If sublease is allowed, it is advisable to prescribe the conditions: whether the landlord's consent is required for each subtenant separately, whether the tenant has the right to independently conclude sublease agreements, who bears responsibility to the landlord for the actions of subtenants. It is also important to determine whether the landlord has the right to demand part of the income from the sublease or set restrictions on the sublease price.

Entering into an office lease agreement is a strategic decision, not a technical trifle. The stability of the business, financial security and peace of mind of the parties depend on how competently the agreement is drawn up and how much it complies with the Civil Code of Ukraine. A well-drafted office lease agreement does not create problems - it prevents them. Investment in legal support at the stage of concluding the agreement always pays off, as it allows avoiding much higher costs for dispute resolution, business downtime or loss of invested funds.

FAQ

Can an office lease agreement be concluded without specifying a term?

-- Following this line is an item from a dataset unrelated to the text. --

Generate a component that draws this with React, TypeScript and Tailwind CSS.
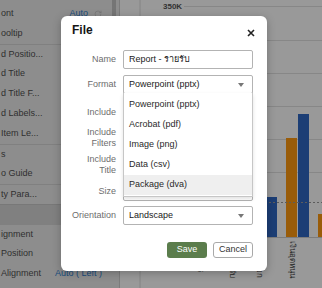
import { RotateCw } from 'lucide-react'

const rows = [
  { label: 'ont', value: 'Auto', icon: true },
  { label: 'ooltip' },
  { label: 'd Positio...', line: true },
  { label: 'd Title' },
  { label: 'd Title F...' },
  { label: 'd Labels...' },
  { label: 'Item Le...' },
  { label: 's', line: true },
  { label: 'o Guide' },
  { label: 'ty Para...', line: true },
  { label: '', band: true },
  { label: 'ignment', line: true },
  { label: 'Position' },
  { label: 'Alignment', value: 'Auto ( Left )' },
  { label: '' },
]

const options = ['Powerpoint (pptx)', 'Acrobat (pdf)', 'Image (png)', 'Data (csv)', 'Package (dva)']

const axisLabels = [
  { x: 81, text: 'ค่าบริการ' },
  { x: 113, text: 'ดอกเบี้ยรับ' },
  { x: 140, text: 'รายได้นอก' },
  { x: 173, text: 'เงินอุดหนุน' },
]

function PropertyPanel() {
  return (
    <div className="relative w-[120px] shrink-0 h-full bg-[#ececec] border-r border-[#cfcfcf] overflow-hidden pt-[4px]">
      <div className="absolute right-[3px] top-0 w-[4px] h-[70px] bg-[#c4c4c4]" />
      {rows.map((r, i) => (
        <div
          key={i}
          className={
            'flex items-center h-[20px] pl-[1px] pr-[17px] ' +
            (r.line ? 'border-t border-[#d6d6d6] ' : '') +
            (r.band ? 'bg-[#d6d6d6] border-t border-[#c9c9c9]' : '')
          }
        >
          <span className="flex-1 text-[9px] text-[#505050] whitespace-nowrap">{r.label}</span>
          {r.value && (
            <span className="flex items-center gap-[6px] text-[9px] text-[#2f7fd0] whitespace-nowrap">
              {r.value}
              {r.icon && <RotateCw size={8} strokeWidth={2} className="text-[#bdbdbd]" />}
            </span>
          )}
        </div>
      ))}
    </div>
  )
}

function Chart() {
  const grid = [40, 73, 106, 139, 172]
  return (
    <div className="flex-1 h-full bg-white">
      <svg width="202" height="288" className="block">
        <line x1="20" y1="0" x2="20" y2="288" stroke="#dcdcdc" />
        <text x="43" y="9" fontSize="8" fontWeight="bold" fill="#555" fontFamily="Liberation Sans, sans-serif">350K</text>
        <line x1="64" y1="6.5" x2="202" y2="6.5" stroke="#e2e2e2" />
        {grid.map((y) => (
          <line key={y} x1="21" y1={y + 0.5} x2="202" y2={y + 0.5} stroke="#e2e2e2" />
        ))}
        <rect x="134" y="197" width="11" height="40" fill="#ff990f" />
        <rect x="146" y="197" width="11" height="40" fill="#3068c4" />
        <rect x="166" y="138" width="11" height="99" fill="#ff990f" />
        <rect x="178" y="114" width="11" height="123" fill="#3068c4" />
        <rect x="198" y="214" width="11" height="23" fill="#ff990f" />
        <line x1="21" y1="202.5" x2="202" y2="202.5" stroke="#9a9a9a" strokeDasharray="2 2" />
        <line x1="21" y1="237.5" x2="202" y2="237.5" stroke="#cfcfcf" />
        {axisLabels.map((l) => (
          <text
            key={l.x}
            transform={`translate(${l.x - 3},241) rotate(90)`}
            fontSize="8"
            fill="#444"
            fontFamily="Liberation Sans, Noto Sans, sans-serif"
          >
            {l.text}
          </text>
        ))}
      </svg>
    </div>
  )
}

function Caret() {
  return (
    <svg width="6" height="4" viewBox="0 0 6 4" className="absolute right-[8px] top-1/2 -translate-y-1/2">
      <path d="M0 0 L6 0 L3 4 Z" fill="#777" />
    </svg>
  )
}

function Row({ label, className, children }: { label: React.ReactNode; className: string; children?: React.ReactNode }) {
  return (
    <div className={'flex items-center ' + className}>
      <div className="w-[55px] shrink-0 text-right text-[9px] leading-[11px] text-[#6d6d6d]">{label}</div>
      <div className="ml-[7px] w-[130px] h-full">{children}</div>
    </div>
  )
}

function FileDialog() {
  return (
    <div className="absolute left-[61px] top-[16px] w-[206px] h-[255px] rounded-[6px] bg-white shadow-[0_2px_8px_rgba(0,0,0,0.25)]">
      <div className="flex items-center justify-between pt-[6px] pl-[11px] pr-[12px] h-[22px]">
        <span className="text-[12px] font-bold text-[#161616]">File</span>
        <svg width="8" height="8" viewBox="0 0 8 8" className="mt-[5px]">
          <path d="M1 1 L7 7 M7 1 L1 7" stroke="#222" strokeWidth="1.6" />
        </svg>
      </div>

      <Row label="Name" className="mt-[12px] h-[19px]">
        <div className="h-full border border-[#b3b3b3] rounded-[2px] flex items-center pl-[5px] text-[9px] text-[#222]">
          Report - รายรับ
        </div>
      </Row>
      <Row label="Format" className="mt-[6px] h-[19px]">
        <div className="relative h-full border border-[#b3b3b3] rounded-[2px] flex items-center pl-[5px] text-[9px] text-[#222]">
          Powerpoint (pptx)
          <Caret />
        </div>
      </Row>
      <Row label="Include" className="mt-[8px] h-[20px]" />
      <Row label={<>Include<br />Filters</>} className="mt-[4px] h-[23px]" />
      <Row label={<>Include<br />Title</>} className="mt-[4px] h-[23px]" />
      <Row label="Size" className="mt-[6px] h-[19px]">
        <div className="h-full border border-[#b3b3b3] rounded-[2px]" />
      </Row>
      <Row label="Orientation" className="mt-[5px] h-[19px]">
        <div className="relative h-full border border-[#b3b3b3] rounded-[2px] flex items-center pl-[5px] text-[9px] text-[#222]">
          Landscape
          <Caret />
        </div>
      </Row>

      <div className="flex justify-end gap-[6px] mt-[17px] pr-[14px]">
        <button className="w-[40px] h-[16px] rounded-[3px] bg-[#5b7d4c] text-white text-[9px]">Save</button>
        <button className="w-[40px] h-[16px] rounded-[3px] border border-[#a9a9a9] bg-white text-[#333] text-[9px]">Cancel</button>
      </div>

      <div className="absolute left-[62px] top-[77px] w-[130px] h-[104px] bg-white border border-[#c6c6c6] border-t-0 shadow-[0_2px_4px_rgba(0,0,0,0.12)] py-[2px]">
        {options.map((o, i) => (
          <div
            key={o}
            className={
              'h-[20px] flex items-center pl-[5px] text-[9px] text-[#2a2a2a] ' +
              (i === options.length - 1 ? 'bg-[#efefef]' : '')
            }
          >
            {o}
          </div>
        ))}
      </div>
    </div>
  )
}

export default function App() {
  return (
    <div className="relative w-[322px] h-[288px] overflow-hidden font-['Liberation_Sans','Noto_Sans',sans-serif]">
      <div className="flex h-full">
        <PropertyPanel />
        <Chart />
      </div>
      <div className="absolute inset-0 bg-black/40" />
      <FileDialog />
    </div>
  )
}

It is possible, but this creates risks. The agreement is considered concluded for an indefinite period, and each party has the right to withdraw from it with three months' notice.

Who should pay for utilities when leasing an office?

This is determined by the agreement. The Civil Code of Ukraine does not establish automatic distribution of utility costs, so they need to be clearly specified in the agreement.

Can rent be changed unilaterally?

No, unless otherwise expressly provided by the agreement. The general rule of the CCU is that rent can only be changed by agreement of the parties.

Is an office acceptance and transfer act required?

Yes. The acceptance and transfer act is a key document that records the condition of the premises and the start of the lease. Its absence complicates the protection of the parties' rights.

Is sublease of office premises allowed?

Sublease is possible only with the landlord's consent, unless otherwise provided by the agreement. Without such consent, transfer of the premises to third parties may be grounds for termination of the agreement.